• _Data shown_
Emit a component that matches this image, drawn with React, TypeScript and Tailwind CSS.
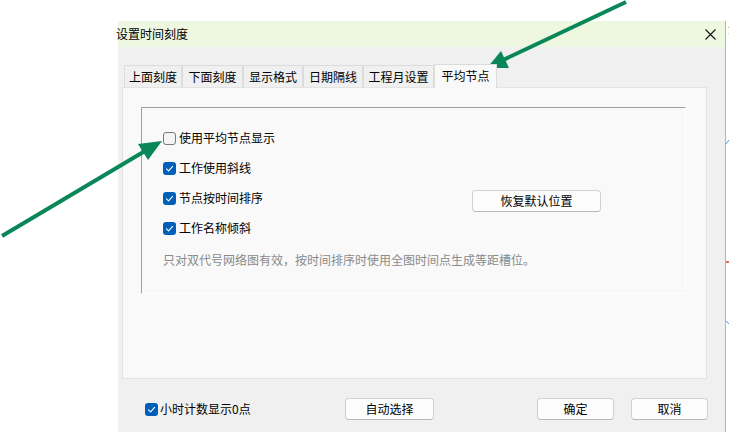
import React from 'react';

const font = { fontFamily: '"Noto Sans CJK SC", "Noto Sans", sans-serif' };

const Check: React.FC<{ checked?: boolean }> = ({ checked }) =>
  checked ? (
    <span className="w-[13px] h-[13px] rounded-[3px] bg-[#005FB8] flex items-center justify-center shrink-0">
      <svg width="9" height="9" viewBox="0 0 9 9" fill="none">
        <path d="M1.5 4.8L3.6 6.8L7.6 2.4" stroke="#fff" strokeWidth="1.1" strokeLinecap="round" strokeLinejoin="round" />
      </svg>
    </span>
  ) : (
    <span className="w-[13px] h-[13px] rounded-[3px] border border-[#7a7a7a] bg-[#f4f4f4] shrink-0"></span>
  );

const Btn: React.FC<{ label: string; w: string }> = ({ label, w }) => (
  <button className={`${w} h-[22px] rounded-[4px] bg-[#fdfdfd] border border-[#d0d0d0] border-b-[#b8b8b8] text-[12px] text-black flex items-center justify-center`}>
    {label}
  </button>
);

const tabs = [
  { label: '上面刻度', w: 'w-[58px]' },
  { label: '下面刻度', w: 'w-[61px]' },
  { label: '显示格式', w: 'w-[60px]' },
  { label: '日期隔线', w: 'w-[60px]' },
  { label: '工程月设置', w: 'w-[71px]' },
];

export default function App() {
  return (
    <div className="relative w-[729px] h-[432px] bg-white overflow-hidden flex text-[12px] text-black leading-none" style={font}>
      <div className="w-[118px] shrink-0"></div>

      {/* dialog */}
      <div className="w-[607px] shrink-0 flex flex-col pt-[21px]">
        <div className="h-[26px] bg-[#EEF7E0] flex items-center justify-between">
          <span className="-ml-[2px] text-[12px]">设置时间刻度</span>
          <svg width="11" height="11" viewBox="0 0 11 11" className="mr-[9px]">
            <path d="M0.5 0.5L10.5 10.5M10.5 0.5L0.5 10.5" stroke="#111" strokeWidth="1.1" />
          </svg>
        </div>

        <div className="flex-1 bg-[#F0F0F0] flex flex-col pt-[17px]">
          {/* tabs */}
          <div className="flex items-end ml-[6px] h-[24px] relative z-10 -mb-px">
            {tabs.map((t) => (
              <div key={t.label} className={`${t.w} h-[23px] bg-[#F0F0F0] border border-[#dcdcdc] border-b-[#e3e3e3] flex items-center justify-center`}>
                {t.label}
              </div>
            ))}
            <div className="w-[63px] h-[24px] bg-[#F9F9F9] border border-[#dcdcdc] border-b-0 flex items-center justify-center pb-[2px]">
              平均节点
            </div>
          </div>

          {/* panel */}
          <div className="ml-[4px] w-[585px] h-[292px] bg-[#F9F9F9] border border-[#e3e3e3] pt-[19px] pl-[18px]">
            <div className="w-[545px] h-[187px] border-t border-l border-t-[#a0a0a0] border-l-[#a0a0a0] border-r border-b border-r-white border-b-white pt-[15px] pl-[21px] flex flex-col">
              <div className="h-[30px] flex items-center gap-[3px]">
                <Check />
                <span>使用平均节点显示</span>
              </div>
              <div className="h-[30px] flex items-center gap-[3px]">
                <Check checked />
                <span>工作使用斜线</span>
              </div>
              <div className="h-[30px] flex items-center">
                <div className="w-[309px] flex items-center gap-[3px]">
                  <Check checked />
                  <span>节点按时间排序</span>
                </div>
                <div className="mt-[6px]">
                  <Btn label="恢复默认位置" w="w-[129px]" />
                </div>
              </div>
              <div className="h-[30px] flex items-center gap-[3px]">
                <Check checked />
                <span>工作名称倾斜</span>
              </div>
              <div className="mt-[8px] h-[18px] flex items-center text-[#8a8a8a]">
                只对双代号网络图有效，按时间排序时使用全图时间点生成等距槽位。
              </div>
            </div>
          </div>

          {/* bottom row */}
          <div className="mt-[19px] h-[22px] flex items-center pl-[27px]">
            <div className="w-[200px] flex items-center gap-[2px]">
              <Check checked />
              <span>小时计数显示0点</span>
            </div>
            <Btn label="自动选择" w="w-[89px]" />
            <div className="w-[103px]"></div>
            <Btn label="确定" w="w-[77px]" />
            <div className="w-[17px]"></div>
            <Btn label="取消" w="w-[77px]" />
          </div>
        </div>
      </div>

      {/* background app edge */}
      <div className="flex-1 flex flex-col">
        <div className="h-[21px]"></div>
        <div className="flex-1 border-l border-[#b4b4b4] relative">
          <span className="absolute left-[1px] top-[3px] text-[12px] text-[#7a3a1a]" style={{ fontFamily: '"Liberation Serif", serif' }}>1</span>
          <svg width="3" height="411" className="absolute left-0 top-0">
            <path d="M0 123L3 119" stroke="#5b8fd6" strokeWidth="1" />
            <path d="M0 241H3" stroke="#d04040" strokeWidth="1.5" />
            <path d="M0 300L3 303" stroke="#5b8fd6" strokeWidth="1" />
          </svg>
        </div>
      </div>

      {/* annotation arrows */}
      <svg className="absolute inset-0 pointer-events-none" width="729" height="432" viewBox="0 0 729 432">
        <line x1="626" y1="2" x2="503" y2="60" stroke="#0A8758" strokeWidth="4" />
        <polygon points="487,68 501,51 509,68" fill="#0A8758" />
        <line x1="2" y1="236" x2="145" y2="151" stroke="#0A8758" strokeWidth="4" />
        <polygon points="162,141 138,144 148,160" fill="#0A8758" />
      </svg>
    </div>
  );
}
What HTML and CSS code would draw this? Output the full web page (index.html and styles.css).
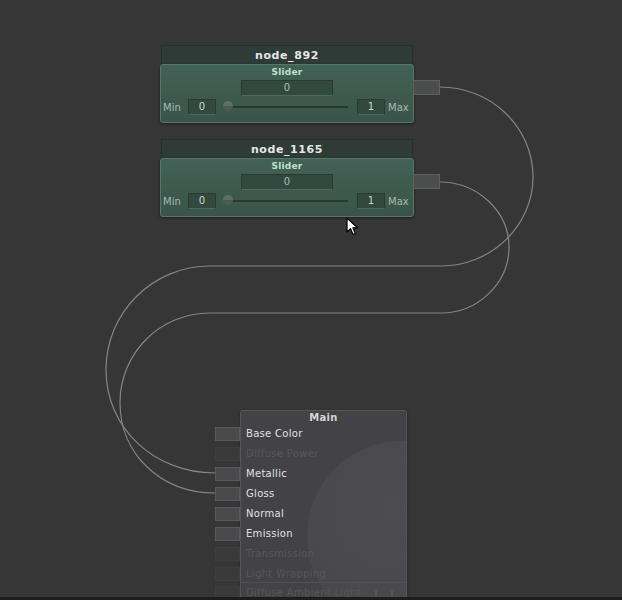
FILE: index.html
```html
<!DOCTYPE html>
<html>
<head>
<meta charset="utf-8">
<link rel="stylesheet" href="styles.css">
</head>
<body>
<div class="canvas">
  <svg class="wires" width="622" height="600" viewBox="0 0 622 600">
    <path d="M440,87 C491,87 533,127 533,177 C533,226 491,266 441,266 L210,266 C153,266 106,312 106,370 C106,427 153,473 215,473" />
    <path d="M440,182 C477,182 509,211 509,247 C509,284 477,313 441,313 L210,313 C160,313 120,353 120,403 C120,453 160,493 215,493" />
  </svg>

  <div class="node node-a">
    <div class="node-title">node_892</div>
    <div class="node-body">
      <div class="node-label">Slider</div>
      <div class="value-box">0</div>
      <div class="slider-row">
        <span class="row-text min-text">Min</span>
        <span class="num-box">0</span>
        <span class="track"><span class="thumb"></span></span>
        <span class="num-box num-max">1</span>
        <span class="row-text">Max</span>
      </div>
      <div class="out-port"></div>
    </div>
  </div>

  <div class="node node-b">
    <div class="node-title">node_1165</div>
    <div class="node-body">
      <div class="node-label">Slider</div>
      <div class="value-box">0</div>
      <div class="slider-row">
        <span class="row-text min-text">Min</span>
        <span class="num-box">0</span>
        <span class="track"><span class="thumb"></span></span>
        <span class="num-box num-max">1</span>
        <span class="row-text">Max</span>
      </div>
      <div class="out-port"></div>
    </div>
  </div>

  <div class="main-node">
    <div class="preview"><div class="sphere"></div></div>
    <div class="main-title">Main</div>
    <div class="in-row"><span class="in-port"></span>Base Color</div>
    <div class="in-row off"><span class="in-port"></span>Diffuse Power</div>
    <div class="in-row"><span class="in-port"></span>Metallic</div>
    <div class="in-row"><span class="in-port"></span>Gloss</div>
    <div class="in-row"><span class="in-port"></span>Normal</div>
    <div class="in-row"><span class="in-port"></span>Emission</div>
    <div class="in-row off"><span class="in-port"></span>Transmission</div>
    <div class="in-row off"><span class="in-port"></span>Light Wrapping</div>
    <div class="in-row off sep"><span class="in-port"></span>Diffuse Ambient Light<span class="mini-icon"></span></div>
  </div>

  <svg class="cursor" width="14" height="20" viewBox="0 0 14 20">
    <path d="M1,1 L1,15 L4.5,11.6 L7,17.5 L9.3,16.5 L6.9,10.8 L11.5,10.8 Z" />
  </svg>
</div>
<div class="bottom-bar"></div>
</body>
</html>
```

FILE: styles.css
```css
html, body {
  margin: 0;
  padding: 0;
}
body {
  width: 622px;
  height: 600px;
  background: #363636;
  font-family: "DejaVu Sans", "Noto Sans", sans-serif;
  display: flex;
  flex-direction: column;
  overflow: hidden;
}
.canvas {
  position: relative;
  flex: 1;
  overflow: hidden;
}
.bottom-bar {
  height: 3px;
  background: #1d1d1d;
}
.wires {
  position: absolute;
  left: 0;
  top: 0;
}
.wires path {
  fill: none;
  stroke: #858585;
  stroke-width: 1.2;
}

/* slider nodes */
.node {
  position: absolute;
  left: 161px;
  width: 252px;
}
.node-a { top: 45px; }
.node-b { top: 139px; }
.node-title {
  height: 18px;
  background: #2e3b36;
  border: 1px solid #25302c;
  border-bottom: none;
  color: #e6e6e6;
  font-size: 11px;
  font-weight: bold;
  letter-spacing: 0.6px;
  text-align: center;
  line-height: 19px;
}
.node-body {
  position: relative;
  margin-left: -1px;
  width: 252px;
  height: 56px;
  background: linear-gradient(#436156, #3d594e 60%, #3a5449);
  border: 1px solid #56776a;
  border-radius: 3px;
  box-shadow: 0 1px 3px rgba(0, 0, 0, 0.45);
  padding-top: 1px;
}
.node-label {
  height: 12px;
  line-height: 12px;
  text-align: center;
  color: #bfe0d0;
  font-size: 9px;
  font-weight: bold;
  letter-spacing: 0.2px;
}
.value-box {
  margin: 2px auto 0;
  width: 90px;
  height: 14px;
  background: #33483f;
  border: 1px solid #2a3a33;
  border-bottom-color: #4a6a5d;
  color: #a9bdb4;
  font-size: 10px;
  line-height: 14px;
  text-align: center;
}
.slider-row {
  display: flex;
  align-items: center;
  margin-top: 3px;
  height: 16px;
  padding: 0 0 0 2px;
}
.row-text {
  color: #a6bbb2;
  font-size: 10px;
  white-space: nowrap;
}
.min-text {
  width: 25px;
}
.num-box {
  flex: none;
  width: 26px;
  height: 14px;
  background: #33483f;
  border: 1px solid #2a3a33;
  border-bottom-color: #4a6a5d;
  color: #c8d8d0;
  font-size: 10px;
  line-height: 14px;
  text-align: center;
}
.num-max {
  margin-right: 3px;
}
.track {
  position: relative;
  flex: none;
  width: 124px;
  height: 2px;
  margin: 0 9px 0 8px;
  background: #2a3832;
}
.thumb {
  position: absolute;
  left: -1px;
  top: -5px;
  width: 10px;
  height: 10px;
  border-radius: 50%;
  background: linear-gradient(#5e6d67 50%, #4a5d55 50%);
}
.out-port {
  position: absolute;
  left: 252px;
  top: 15px;
  width: 25px;
  height: 13px;
  background: #4b4e4c;
  border: 1px solid #5d605e;
}

/* main node */
.main-node {
  position: absolute;
  left: 240px;
  top: 410px;
  width: 165px;
  height: 200px;
  background: #434347;
  border: 1px solid #56565a;
  border-radius: 3px;
  box-shadow: 0 1px 3px rgba(0, 0, 0, 0.35);
}
.preview {
  position: absolute;
  inset: 0;
  overflow: hidden;
  border-radius: 3px;
}
.sphere {
  position: absolute;
  left: 66px;
  top: 30px;
  width: 190px;
  height: 190px;
  border-radius: 50%;
  background: radial-gradient(circle at 45% 35%, #4d4d51, #49494d 60%, #454549);
}
.main-title {
  position: relative;
  height: 13px;
  line-height: 13px;
  text-align: center;
  color: #d4d4d6;
  font-size: 10px;
  font-weight: bold;
  letter-spacing: 0.3px;
}
.in-row {
  position: relative;
  height: 20px;
  line-height: 20px;
  padding-left: 5px;
  color: #e0e0e0;
  font-size: 10px;
  letter-spacing: 0.3px;
  white-space: nowrap;
}
.in-port {
  position: absolute;
  left: -26px;
  top: 3px;
  width: 23px;
  height: 12px;
  background: #4a4a4c;
  border: 1px solid #5a5a5c;
}
.in-row.off {
  color: #56565a;
}
.in-row.off .in-port {
  background: #3a3a3b;
  border-color: #3e3e3f;
}
.in-row.sep {
  border-top: 1px solid #515155;
  margin-top: -2px;
  line-height: 20px;
}
.mini-icon {
  position: absolute;
  left: 134px;
  top: 7px;
  width: 14px;
  height: 9px;
  border-left: 2px solid #55555a;
  border-right: 2px solid #55555a;
}
.cursor {
  position: absolute;
  left: 346px;
  top: 217px;
}
.cursor path {
  fill: #ffffff;
  stroke: #000000;
  stroke-width: 1.2;
  stroke-linejoin: round;
}
```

• _Problem description_
Report all lines of the material that contain the word "this".

• _In response_
Emit a component that matches this image, drawn with React, TypeScript and Tailwind CSS.
What HTML and CSS code would draw this? Output the full web page (index.html and styles.css).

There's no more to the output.